The dollar index rose on Wednesday after US economic data showed inflation increased for August, but did little to change expectations for the path of rate hikes from the Federal Reserve.
The consumer price index increased by 0.6% last month, the largest gain since June 2022, as gasoline prices jumped. The move higher in headline inflation is a head-fake, as it was mostly driven by a 10.5% jump in energy commodity prices. The dollar index, which tracks the currency against a basket of rival currencies, advanced slightly off earlier highs with a gain of 0.11% to 104.70.
The market is pricing in a 97% chance the Fed will keep rates at their current level, up from 92% on Tuesday. Expectations for a 25-basis point hike at the November meeting dipped to 39.4% from 41.1% a day ago. The euro slipped 0.13% to $1.0738 against the greenback ahead of the policy announcement from the European Central Bank (ECB) on Thursday.

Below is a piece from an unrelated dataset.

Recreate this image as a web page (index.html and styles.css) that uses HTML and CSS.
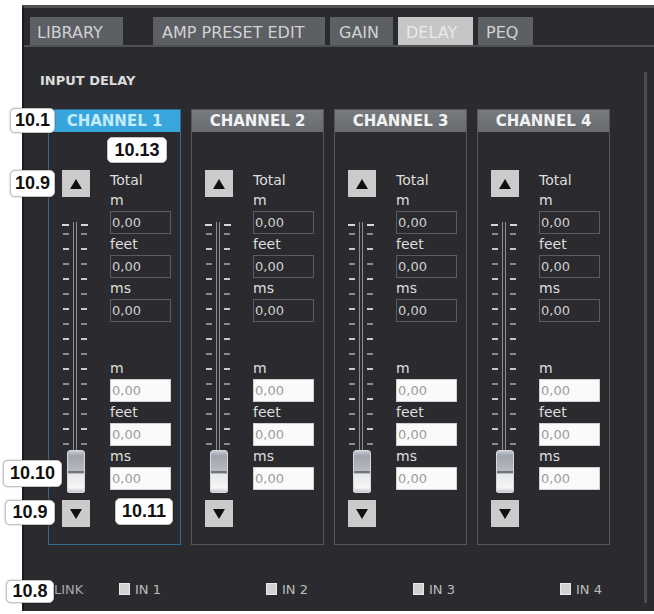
FILE: index.html
```html
<!DOCTYPE html>
<html>
<head>
<meta charset="utf-8">
<link rel="stylesheet" href="styles.css">
</head>
<body>
<div class="panel">
  <div class="tabs">
    <div class="tab tab-library">LIBRARY</div>
    <div class="tab tab-amp">AMP PRESET EDIT</div>
    <div class="tab tab-gain">GAIN</div>
    <div class="tab tab-delay">DELAY</div>
    <div class="tab tab-peq">PEQ</div>
  </div>
  <div class="content">
    <div class="section-title">INPUT DELAY</div>
    <div class="channels">

      <div class="channel channel-active">
        <div class="ch-header">CHANNEL 1</div>
        <div class="ch-body">
          <div class="fader-col">
            <div class="btn"><svg width="12" height="10" viewBox="0 0 12 10"><polygon points="6,0 12,10 0,10" fill="#111"/></svg></div>
            <div class="slider">
              <div class="tick-top"></div>
              <div class="ticks"></div>
              <div class="track"></div>
              <div class="thumb"></div>
            </div>
            <div class="btn"><svg width="12" height="10" viewBox="0 0 12 10"><polygon points="0,0 12,0 6,10" fill="#111"/></svg></div>
          </div>
          <div class="values">
            <div class="lbl lbl-total">Total</div>
            <div class="lbl">m</div>
            <div class="field">0,00</div>
            <div class="lbl">feet</div>
            <div class="field">0,00</div>
            <div class="lbl">ms</div>
            <div class="field">0,00</div>
            <div class="lbl lbl-gap">m</div>
            <div class="field field-edit">0,00</div>
            <div class="lbl">feet</div>
            <div class="field field-edit">0,00</div>
            <div class="lbl">ms</div>
            <div class="field field-edit">0,00</div>
          </div>
        </div>
      </div>

      <div class="channel">
        <div class="ch-header">CHANNEL 2</div>
        <div class="ch-body">
          <div class="fader-col">
            <div class="btn"><svg width="12" height="10" viewBox="0 0 12 10"><polygon points="6,0 12,10 0,10" fill="#111"/></svg></div>
            <div class="slider">
              <div class="tick-top"></div>
              <div class="ticks"></div>
              <div class="track"></div>
              <div class="thumb"></div>
            </div>
            <div class="btn"><svg width="12" height="10" viewBox="0 0 12 10"><polygon points="0,0 12,0 6,10" fill="#111"/></svg></div>
          </div>
          <div class="values">
            <div class="lbl lbl-total">Total</div>
            <div class="lbl">m</div>
            <div class="field">0,00</div>
            <div class="lbl">feet</div>
            <div class="field">0,00</div>
            <div class="lbl">ms</div>
            <div class="field">0,00</div>
            <div class="lbl lbl-gap">m</div>
            <div class="field field-edit">0,00</div>
            <div class="lbl">feet</div>
            <div class="field field-edit">0,00</div>
            <div class="lbl">ms</div>
            <div class="field field-edit">0,00</div>
          </div>
        </div>
      </div>

      <div class="channel">
        <div class="ch-header">CHANNEL 3</div>
        <div class="ch-body">
          <div class="fader-col">
            <div class="btn"><svg width="12" height="10" viewBox="0 0 12 10"><polygon points="6,0 12,10 0,10" fill="#111"/></svg></div>
            <div class="slider">
              <div class="tick-top"></div>
              <div class="ticks"></div>
              <div class="track"></div>
              <div class="thumb"></div>
            </div>
            <div class="btn"><svg width="12" height="10" viewBox="0 0 12 10"><polygon points="0,0 12,0 6,10" fill="#111"/></svg></div>
          </div>
          <div class="values">
            <div class="lbl lbl-total">Total</div>
            <div class="lbl">m</div>
            <div class="field">0,00</div>
            <div class="lbl">feet</div>
            <div class="field">0,00</div>
            <div class="lbl">ms</div>
            <div class="field">0,00</div>
            <div class="lbl lbl-gap">m</div>
            <div class="field field-edit">0,00</div>
            <div class="lbl">feet</div>
            <div class="field field-edit">0,00</div>
            <div class="lbl">ms</div>
            <div class="field field-edit">0,00</div>
          </div>
        </div>
      </div>

      <div class="channel">
        <div class="ch-header">CHANNEL 4</div>
        <div class="ch-body">
          <div class="fader-col">
            <div class="btn"><svg width="12" height="10" viewBox="0 0 12 10"><polygon points="6,0 12,10 0,10" fill="#111"/></svg></div>
            <div class="slider">
              <div class="tick-top"></div>
              <div class="ticks"></div>
              <div class="track"></div>
              <div class="thumb"></div>
            </div>
            <div class="btn"><svg width="12" height="10" viewBox="0 0 12 10"><polygon points="0,0 12,0 6,10" fill="#111"/></svg></div>
          </div>
          <div class="values">
            <div class="lbl lbl-total">Total</div>
            <div class="lbl">m</div>
            <div class="field">0,00</div>
            <div class="lbl">feet</div>
            <div class="field">0,00</div>
            <div class="lbl">ms</div>
            <div class="field">0,00</div>
            <div class="lbl lbl-gap">m</div>
            <div class="field field-edit">0,00</div>
            <div class="lbl">feet</div>
            <div class="field field-edit">0,00</div>
            <div class="lbl">ms</div>
            <div class="field field-edit">0,00</div>
          </div>
        </div>
      </div>

    </div>
    <div class="link-row">
      <div class="link-label">LINK</div>
      <div class="link-item"><span class="check"></span>IN 1</div>
      <div class="link-item"><span class="check"></span>IN 2</div>
      <div class="link-item"><span class="check"></span>IN 3</div>
      <div class="link-item link-item-last"><span class="check"></span>IN 4</div>
    </div>
  </div>
</div>

<div class="callout c-101">10.1</div>
<div class="callout c-1013">10.13</div>
<div class="callout c-109a">10.9</div>
<div class="callout c-1010">10.10</div>
<div class="callout c-109b">10.9</div>
<div class="callout c-1011">10.11</div>
<div class="callout c-108">10.8</div>
</body>
</html>
```

FILE: styles.css
```css
html, body {
  margin: 0;
  padding: 0;
  background: #ffffff;
}
body {
  position: relative;
  width: 654px;
  height: 614px;
  overflow: hidden;
  font-family: "DejaVu Sans", "Noto Sans", sans-serif;
}
.panel {
  margin: 5px 0 0 22px;
  height: 606px;
  box-sizing: border-box;
  background: #2b2b2f;
  border-top: 3px solid #4d4f53;
  border-left: 2px solid #1b1b1e;
}
.tabs {
  display: flex;
  gap: 5px;
  padding: 9px 0 0 6px;
  border-bottom: 2px solid #4e5155;
}
.tab {
  height: 28px;
  box-sizing: border-box;
  padding: 4px 0 0 8px;
  line-height: 24px;
  font-size: 16px;
  text-align: left;
  color: #d2d2d2;
  background: #5c5f63;
  white-space: nowrap;
}
.tab-library { width: 93px; margin-right: 25px; padding-left: 7px; }
.tab-amp { width: 172px; padding-left: 9px; }
.tab-gain { width: 63px; padding-left: 9px; }
.tab-delay { width: 75px; background: #c6c6c6; color: #e9e9e9; }
.tab-peq { width: 55px; }

.content {
  margin: 25px 7px 0 0;
  height: 531px;
  box-sizing: border-box;
  padding-left: 16px;
  border-right: 3px solid #4a4c50;
}
.section-title {
  font-size: 13px;
  font-weight: bold;
  line-height: 18px;
  color: #dcdcdc;
}
.channels {
  display: flex;
  gap: 10px;
  margin: 19px 0 0 8px;
}
.channel {
  flex: none;
  width: 133px;
  height: 436px;
  box-sizing: border-box;
  border: 1px solid #55575b;
}
.channel-active {
  border-color: #33698e;
}
.ch-header {
  height: 22px;
  line-height: 22px;
  text-align: center;
  font-size: 15px;
  font-weight: bold;
  color: #f2f2f2;
  background: linear-gradient(#777b80, #676b70);
}
.channel-active .ch-header {
  background: #39a5dd;
  color: #c4ecfb;
}
.ch-body {
  display: flex;
  padding-top: 38px;
}
.fader-col {
  width: 28px;
  margin-left: 13px;
  display: flex;
  flex-direction: column;
}
.btn {
  width: 28px;
  height: 27px;
  background: #cbcbcb;
  display: flex;
  align-items: center;
  justify-content: center;
}
.slider {
  position: relative;
  height: 303px;
}
.tick-top {
  position: absolute;
  top: 27px;
  left: 0;
  width: 26px;
  height: 2px;
  background:
    linear-gradient(#d8d8d8, #d8d8d8) left top / 7px 2px no-repeat,
    linear-gradient(#d8d8d8, #d8d8d8) right top / 7px 2px no-repeat;
}
.ticks {
  position: absolute;
  top: 36px;
  left: 1px;
  width: 24px;
  height: 212px;
  background:
    repeating-linear-gradient(#8a8a8a 0 2px, transparent 2px 15px, #c9c9c9 15px 17px, transparent 17px 30px) left top / 6px 100% no-repeat,
    repeating-linear-gradient(#8a8a8a 0 2px, transparent 2px 15px, #c9c9c9 15px 17px, transparent 17px 30px) right top / 6px 100% no-repeat;
}
.track {
  position: absolute;
  top: 25px;
  left: 11px;
  width: 4px;
  height: 271px;
  box-sizing: border-box;
  border-left: 1px solid #8e8e92;
  border-right: 1px solid #8e8e92;
}
.thumb {
  position: absolute;
  top: 253px;
  left: 5px;
  width: 18px;
  height: 43px;
  box-sizing: border-box;
  border: 1px solid #d6d8dc;
  border-radius: 3px 3px 2px 2px;
  background: linear-gradient(#c9ccd3 0, #9ea3ad 12%, #b6bac2 48%, #70747c 50%, #70747c 53%, #e6e8ea 56%, #f6f6f6 90%, #c8c8c8 100%);
}
.values {
  width: 61px;
  margin-left: 20px;
}
.lbl {
  height: 21px;
  line-height: 21px;
  font-size: 14px;
  color: #dedede;
}
.lbl-total {
  height: 20px;
  line-height: 20px;
}
.lbl-gap {
  margin-top: 36px;
}
.field {
  height: 23px;
  box-sizing: border-box;
  border: 1px solid #5a5c60;
  line-height: 21px;
  font-size: 13px;
  color: #cfcfcf;
  padding-left: 1px;
}
.field-edit {
  background: #fafafa;
  border-color: #d0d0d0;
  color: #9c9c9c;
}

.link-row {
  display: flex;
  align-items: center;
  margin: 35px 0 0 14px;
  height: 18px;
  font-size: 13px;
}
.link-label {
  flex: none;
  width: 65px;
  color: #a8a8a8;
}
.link-item {
  flex: none;
  width: 147px;
  display: flex;
  align-items: center;
  color: #bdbdbd;
}
.link-item-last {
  width: auto;
}
.check {
  width: 11px;
  height: 12px;
  margin-right: 5px;
  background: #d2d2d2;
  border: 1px solid #e8e8e8;
  box-sizing: border-box;
}

.callout {
  position: absolute;
  box-sizing: border-box;
  background: #ffffff;
  border: 1px solid #c4c4c4;
  border-radius: 5px;
  box-shadow: 0 0 2px rgba(0, 0, 0, 0.35);
  font-family: "Liberation Sans", Arial, sans-serif;
  font-weight: bold;
  font-size: 18px;
  color: #111111;
  text-align: center;
  display: flex;
  align-items: center;
  justify-content: center;
}
.c-101 { left: 10px; top: 108px; width: 45px; height: 25px; }
.c-1013 { left: 107px; top: 137px; width: 60px; height: 26px; }
.c-109a { left: 10px; top: 170px; width: 45px; height: 27px; }
.c-1010 { left: 3px; top: 460px; width: 59px; height: 27px; }
.c-109b { left: 5px; top: 500px; width: 50px; height: 25px; }
.c-1011 { left: 115px; top: 498px; width: 58px; height: 27px; }
.c-108 { left: 6px; top: 580px; width: 48px; height: 23px; }
```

A source with direct knowledge of rate setters’ discussions told Reuters on Tuesday that the central bank expects euro zone inflation to remain above 3% next year, supporting the case for a tenth straight interest rate increase this week.
The yen has come under pressure against the dollar as the BOJ remains a dovish outlier among global central banks, especially since the Federal Reserve began its aggressive rate-hike cycle in March 2022.
Traders have been closely watching for any signs of intervention from Japan to shore up the yen since it weakened past the 145 per dollar threshold last month.